Mohn also has tried to educate would be donors on how NPR works. It does not get money directly from the government. There is money allocated to the Corporation for Public Broadcasting, of which three-quarters goes to public TV stations. Much of the rest goes to local public radio stations, who ten use that money for local programming and to buy programming from NPR. “That’s how the money comes back to us,” added Mohn.

The approximately 800 NPR employees are also supported by charitable gifts given directly to NPR, by money raised from corporate sponsorships and elsewhere. “They are human beings and things are going to happen,” said Mohn. “The benchmark is, ‘are we fair? Are we doing our job?’ If we have failed, then let’s have a dialogue.”

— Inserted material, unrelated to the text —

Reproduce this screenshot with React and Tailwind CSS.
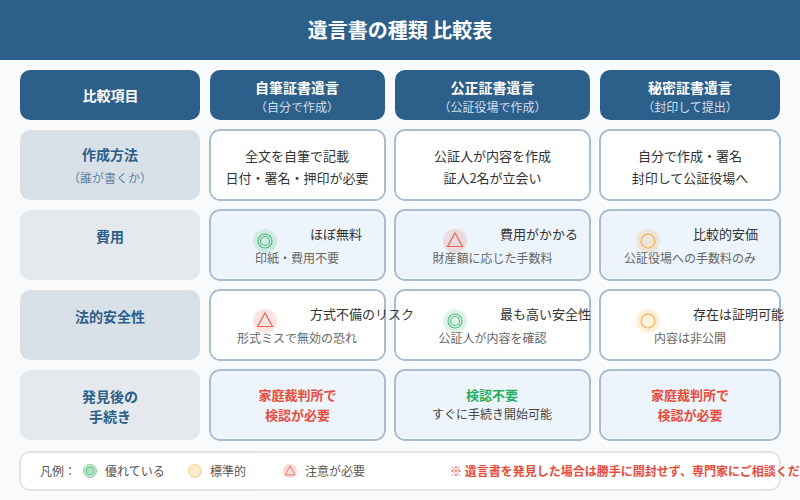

“In the roughly 16 months since (Mohn became NPR CEO),” said Davis, “he really proven that you can be a potentially transformational president by focusing on the business, governance and fund raising aspects of the organization.”

“He’s making connections for NPR and its member stations across the country,” added Davis. “We’ve never had a NPR president who has been so committed to creating a real partnership between the local stations and the national programming entity, and not just in big cities. "

AN NPR LEADER WHO IS SENDING A SIGNAL

"He obviously is spending time in New York, Los Angeles, San Francisco," added Davis, "but he’s also in Bowling Green, Kentucky and Marfa, Texas. He is sending a real signal to NPR affiliates and to audiences. So individuals are saying, ‘Hey, this guy really does care about what happens in local communities as well as in the Washington-New York corridor.’”

“My goal is to make sure this great group of journalists I get to work with every day have the tools they need to do the kind of work they do best,” said Mohn, “and to encourage them, motivate them and inspire them to continue doing great work.”